AIM OF THE EXERCISE:
Extract all lines that hold the string "this".

RECORDED DATA:

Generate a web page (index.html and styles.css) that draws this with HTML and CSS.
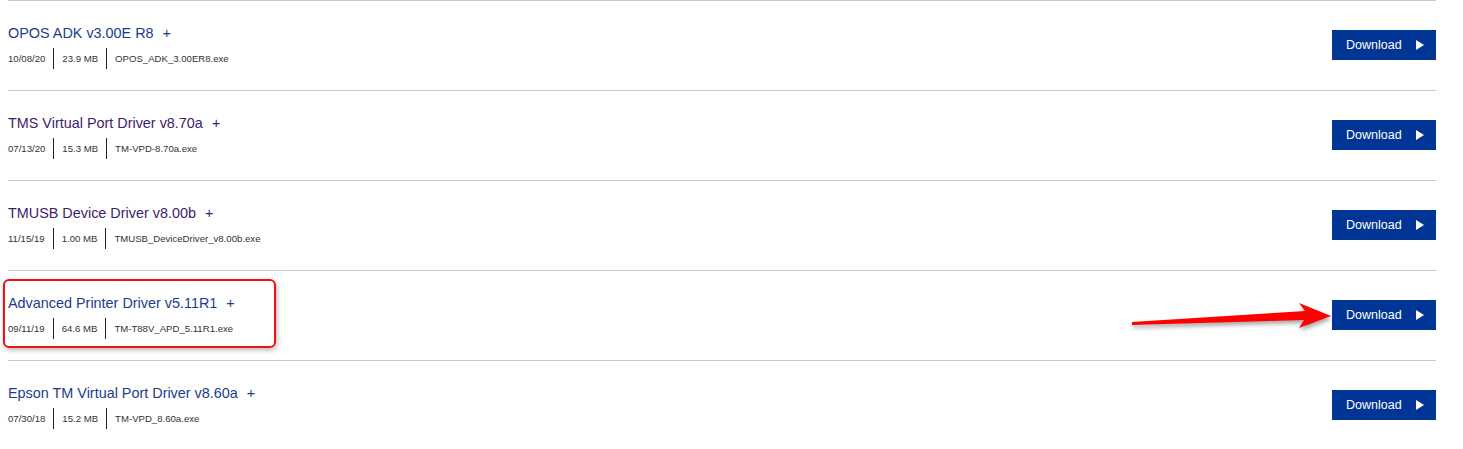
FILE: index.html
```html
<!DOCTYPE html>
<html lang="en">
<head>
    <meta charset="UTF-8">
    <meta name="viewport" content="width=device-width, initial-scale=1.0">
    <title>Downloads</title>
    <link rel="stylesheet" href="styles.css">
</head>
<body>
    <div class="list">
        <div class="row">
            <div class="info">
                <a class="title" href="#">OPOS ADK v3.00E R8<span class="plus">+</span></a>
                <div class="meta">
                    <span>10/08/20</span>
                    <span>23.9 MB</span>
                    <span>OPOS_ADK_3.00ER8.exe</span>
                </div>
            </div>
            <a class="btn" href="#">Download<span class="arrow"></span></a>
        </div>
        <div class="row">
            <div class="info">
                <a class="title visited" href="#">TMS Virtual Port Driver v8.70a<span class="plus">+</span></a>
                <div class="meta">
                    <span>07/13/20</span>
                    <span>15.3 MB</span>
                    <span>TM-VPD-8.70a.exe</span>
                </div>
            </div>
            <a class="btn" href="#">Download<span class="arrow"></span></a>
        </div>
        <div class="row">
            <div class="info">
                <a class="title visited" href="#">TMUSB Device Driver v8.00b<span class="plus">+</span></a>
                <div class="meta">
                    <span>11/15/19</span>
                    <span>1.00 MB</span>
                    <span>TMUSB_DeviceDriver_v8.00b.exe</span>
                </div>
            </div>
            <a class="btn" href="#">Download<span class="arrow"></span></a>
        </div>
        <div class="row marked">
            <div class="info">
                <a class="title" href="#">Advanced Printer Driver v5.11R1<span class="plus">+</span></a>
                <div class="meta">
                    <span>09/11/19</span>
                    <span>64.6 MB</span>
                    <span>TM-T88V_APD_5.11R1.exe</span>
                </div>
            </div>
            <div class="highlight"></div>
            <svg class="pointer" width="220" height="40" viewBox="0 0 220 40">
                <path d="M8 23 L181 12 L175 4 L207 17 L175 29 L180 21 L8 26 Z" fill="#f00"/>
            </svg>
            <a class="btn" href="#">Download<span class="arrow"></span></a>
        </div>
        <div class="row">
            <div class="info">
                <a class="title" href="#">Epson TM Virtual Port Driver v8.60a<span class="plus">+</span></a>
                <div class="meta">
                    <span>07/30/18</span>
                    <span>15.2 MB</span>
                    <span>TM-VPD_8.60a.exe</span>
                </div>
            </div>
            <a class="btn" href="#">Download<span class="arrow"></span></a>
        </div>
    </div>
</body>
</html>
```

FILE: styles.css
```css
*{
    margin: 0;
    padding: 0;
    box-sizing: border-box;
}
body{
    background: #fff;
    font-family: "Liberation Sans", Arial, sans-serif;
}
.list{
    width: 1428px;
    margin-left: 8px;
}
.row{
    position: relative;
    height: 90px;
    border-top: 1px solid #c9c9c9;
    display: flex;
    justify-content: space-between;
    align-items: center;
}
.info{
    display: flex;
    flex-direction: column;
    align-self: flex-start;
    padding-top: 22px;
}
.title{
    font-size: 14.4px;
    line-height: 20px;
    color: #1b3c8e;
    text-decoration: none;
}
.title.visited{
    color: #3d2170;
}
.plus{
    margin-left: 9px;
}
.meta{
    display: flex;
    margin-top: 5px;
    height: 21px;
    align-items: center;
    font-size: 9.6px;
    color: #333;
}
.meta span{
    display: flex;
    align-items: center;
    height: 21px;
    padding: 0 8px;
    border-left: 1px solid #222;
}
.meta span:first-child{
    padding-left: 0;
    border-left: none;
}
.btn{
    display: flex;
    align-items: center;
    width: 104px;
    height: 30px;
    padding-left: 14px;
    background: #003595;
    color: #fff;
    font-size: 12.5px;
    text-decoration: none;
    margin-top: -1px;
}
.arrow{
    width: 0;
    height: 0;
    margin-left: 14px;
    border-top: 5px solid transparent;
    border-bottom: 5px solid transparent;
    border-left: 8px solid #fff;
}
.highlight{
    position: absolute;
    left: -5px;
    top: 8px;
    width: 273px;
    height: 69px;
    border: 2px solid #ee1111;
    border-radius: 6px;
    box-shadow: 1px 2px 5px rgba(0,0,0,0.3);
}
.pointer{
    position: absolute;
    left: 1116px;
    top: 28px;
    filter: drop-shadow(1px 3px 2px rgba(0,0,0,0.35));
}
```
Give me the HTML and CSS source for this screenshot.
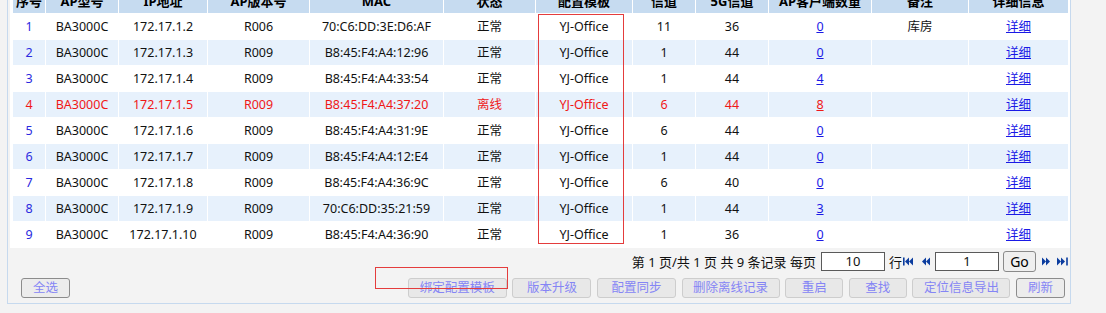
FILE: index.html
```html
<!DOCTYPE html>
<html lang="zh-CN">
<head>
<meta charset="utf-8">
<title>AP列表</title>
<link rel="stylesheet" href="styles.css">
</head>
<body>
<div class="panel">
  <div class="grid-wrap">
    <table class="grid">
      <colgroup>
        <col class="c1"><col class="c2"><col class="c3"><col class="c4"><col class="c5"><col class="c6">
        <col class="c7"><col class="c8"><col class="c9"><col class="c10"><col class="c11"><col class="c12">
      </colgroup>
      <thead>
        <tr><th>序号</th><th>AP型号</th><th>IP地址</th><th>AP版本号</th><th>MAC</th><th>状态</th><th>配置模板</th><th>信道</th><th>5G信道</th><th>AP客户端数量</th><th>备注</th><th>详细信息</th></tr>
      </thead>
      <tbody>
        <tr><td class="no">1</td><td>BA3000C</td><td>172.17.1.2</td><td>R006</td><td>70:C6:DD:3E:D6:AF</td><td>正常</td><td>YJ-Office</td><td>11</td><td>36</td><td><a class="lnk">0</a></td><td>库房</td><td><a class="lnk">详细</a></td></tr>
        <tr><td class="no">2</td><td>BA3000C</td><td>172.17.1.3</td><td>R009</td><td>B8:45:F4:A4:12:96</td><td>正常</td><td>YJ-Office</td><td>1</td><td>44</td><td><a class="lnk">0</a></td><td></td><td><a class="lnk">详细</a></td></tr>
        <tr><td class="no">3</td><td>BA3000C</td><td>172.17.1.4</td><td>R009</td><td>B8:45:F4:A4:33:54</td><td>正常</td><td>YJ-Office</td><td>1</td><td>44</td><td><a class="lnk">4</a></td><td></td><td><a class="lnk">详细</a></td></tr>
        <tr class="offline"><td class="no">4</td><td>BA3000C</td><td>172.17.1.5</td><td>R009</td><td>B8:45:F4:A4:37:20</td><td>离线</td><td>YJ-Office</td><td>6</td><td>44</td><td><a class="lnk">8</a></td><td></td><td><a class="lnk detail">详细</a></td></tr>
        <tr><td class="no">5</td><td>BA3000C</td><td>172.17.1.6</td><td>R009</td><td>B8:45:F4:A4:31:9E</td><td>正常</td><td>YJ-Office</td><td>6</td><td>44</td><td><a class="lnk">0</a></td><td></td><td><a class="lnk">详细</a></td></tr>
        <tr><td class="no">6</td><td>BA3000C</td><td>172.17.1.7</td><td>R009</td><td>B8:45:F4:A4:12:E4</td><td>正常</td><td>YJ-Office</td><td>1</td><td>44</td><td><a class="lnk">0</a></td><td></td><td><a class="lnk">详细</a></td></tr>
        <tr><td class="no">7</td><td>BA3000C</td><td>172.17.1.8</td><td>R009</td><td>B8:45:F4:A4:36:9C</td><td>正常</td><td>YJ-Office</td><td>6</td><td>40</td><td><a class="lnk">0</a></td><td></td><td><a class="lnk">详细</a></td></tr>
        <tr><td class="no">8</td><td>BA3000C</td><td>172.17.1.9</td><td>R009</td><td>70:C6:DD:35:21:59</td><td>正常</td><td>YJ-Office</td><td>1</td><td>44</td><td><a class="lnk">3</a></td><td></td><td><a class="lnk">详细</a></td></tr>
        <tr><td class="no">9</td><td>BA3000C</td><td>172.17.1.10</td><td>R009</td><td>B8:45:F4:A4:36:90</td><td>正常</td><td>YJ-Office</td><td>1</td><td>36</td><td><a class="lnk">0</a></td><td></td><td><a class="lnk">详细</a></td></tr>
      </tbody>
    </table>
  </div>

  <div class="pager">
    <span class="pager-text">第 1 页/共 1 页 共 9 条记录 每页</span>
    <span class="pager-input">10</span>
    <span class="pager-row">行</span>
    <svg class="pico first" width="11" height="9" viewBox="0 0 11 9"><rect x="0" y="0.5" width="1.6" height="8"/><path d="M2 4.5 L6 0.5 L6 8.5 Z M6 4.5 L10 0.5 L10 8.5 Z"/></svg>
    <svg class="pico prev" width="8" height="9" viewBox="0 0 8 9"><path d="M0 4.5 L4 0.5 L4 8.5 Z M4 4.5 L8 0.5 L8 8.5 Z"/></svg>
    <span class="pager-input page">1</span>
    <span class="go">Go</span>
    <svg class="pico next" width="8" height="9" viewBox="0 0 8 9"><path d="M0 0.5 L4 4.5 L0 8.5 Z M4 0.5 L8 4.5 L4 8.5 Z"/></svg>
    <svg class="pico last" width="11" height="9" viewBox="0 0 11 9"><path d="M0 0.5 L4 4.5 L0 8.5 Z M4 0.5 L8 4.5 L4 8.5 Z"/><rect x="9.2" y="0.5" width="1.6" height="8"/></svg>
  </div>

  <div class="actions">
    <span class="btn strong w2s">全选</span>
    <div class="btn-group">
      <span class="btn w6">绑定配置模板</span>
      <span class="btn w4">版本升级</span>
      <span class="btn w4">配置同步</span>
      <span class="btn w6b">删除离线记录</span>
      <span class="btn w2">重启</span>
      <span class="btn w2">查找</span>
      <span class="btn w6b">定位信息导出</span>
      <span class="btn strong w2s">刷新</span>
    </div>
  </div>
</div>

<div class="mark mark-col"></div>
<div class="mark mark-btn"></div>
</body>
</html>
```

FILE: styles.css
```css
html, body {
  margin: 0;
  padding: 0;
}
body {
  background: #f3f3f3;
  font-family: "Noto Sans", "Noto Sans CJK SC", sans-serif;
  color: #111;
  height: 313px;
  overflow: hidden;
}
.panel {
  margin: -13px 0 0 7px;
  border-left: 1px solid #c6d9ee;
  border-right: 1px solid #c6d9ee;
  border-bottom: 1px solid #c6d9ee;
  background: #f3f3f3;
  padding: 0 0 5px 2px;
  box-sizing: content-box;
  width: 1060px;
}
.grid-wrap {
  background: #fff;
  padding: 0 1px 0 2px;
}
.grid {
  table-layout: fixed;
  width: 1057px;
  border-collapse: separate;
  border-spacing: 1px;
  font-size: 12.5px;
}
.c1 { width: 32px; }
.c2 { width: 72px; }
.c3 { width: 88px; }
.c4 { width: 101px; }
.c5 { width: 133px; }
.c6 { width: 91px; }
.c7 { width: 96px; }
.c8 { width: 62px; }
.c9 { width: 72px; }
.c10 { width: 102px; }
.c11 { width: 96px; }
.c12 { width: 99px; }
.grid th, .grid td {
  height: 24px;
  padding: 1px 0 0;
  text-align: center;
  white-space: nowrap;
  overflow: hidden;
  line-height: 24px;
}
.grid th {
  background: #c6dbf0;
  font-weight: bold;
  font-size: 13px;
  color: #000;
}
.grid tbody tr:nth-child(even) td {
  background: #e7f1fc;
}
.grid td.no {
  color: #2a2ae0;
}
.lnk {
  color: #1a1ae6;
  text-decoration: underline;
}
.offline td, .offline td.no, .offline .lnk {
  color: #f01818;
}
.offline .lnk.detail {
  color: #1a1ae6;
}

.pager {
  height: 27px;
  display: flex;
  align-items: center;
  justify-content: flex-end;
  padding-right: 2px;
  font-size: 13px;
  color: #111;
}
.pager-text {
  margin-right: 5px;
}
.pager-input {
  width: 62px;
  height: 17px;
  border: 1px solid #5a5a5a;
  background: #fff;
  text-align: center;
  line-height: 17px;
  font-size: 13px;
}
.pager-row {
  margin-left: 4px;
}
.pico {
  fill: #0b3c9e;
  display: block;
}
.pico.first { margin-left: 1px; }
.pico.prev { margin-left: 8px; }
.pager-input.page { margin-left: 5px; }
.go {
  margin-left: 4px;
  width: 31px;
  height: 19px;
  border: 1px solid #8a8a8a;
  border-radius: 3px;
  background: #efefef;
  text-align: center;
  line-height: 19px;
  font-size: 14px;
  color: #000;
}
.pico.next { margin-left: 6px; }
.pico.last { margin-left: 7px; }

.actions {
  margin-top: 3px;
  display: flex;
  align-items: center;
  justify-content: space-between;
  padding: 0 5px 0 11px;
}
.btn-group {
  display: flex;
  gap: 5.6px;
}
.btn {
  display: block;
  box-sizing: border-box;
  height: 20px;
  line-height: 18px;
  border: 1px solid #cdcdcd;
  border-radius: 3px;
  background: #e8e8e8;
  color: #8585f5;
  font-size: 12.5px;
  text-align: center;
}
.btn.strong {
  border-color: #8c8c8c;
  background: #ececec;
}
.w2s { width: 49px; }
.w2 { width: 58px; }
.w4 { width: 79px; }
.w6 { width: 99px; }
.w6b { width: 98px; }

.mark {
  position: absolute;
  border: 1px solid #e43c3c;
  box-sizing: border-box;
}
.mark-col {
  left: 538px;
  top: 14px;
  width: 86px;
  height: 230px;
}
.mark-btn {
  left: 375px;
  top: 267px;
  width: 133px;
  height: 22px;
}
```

CORRECT RESULT:
Generate a web page (index.html and styles.css) that draws this with HTML and CSS.
Give me the HTML and CSS source for this screenshot.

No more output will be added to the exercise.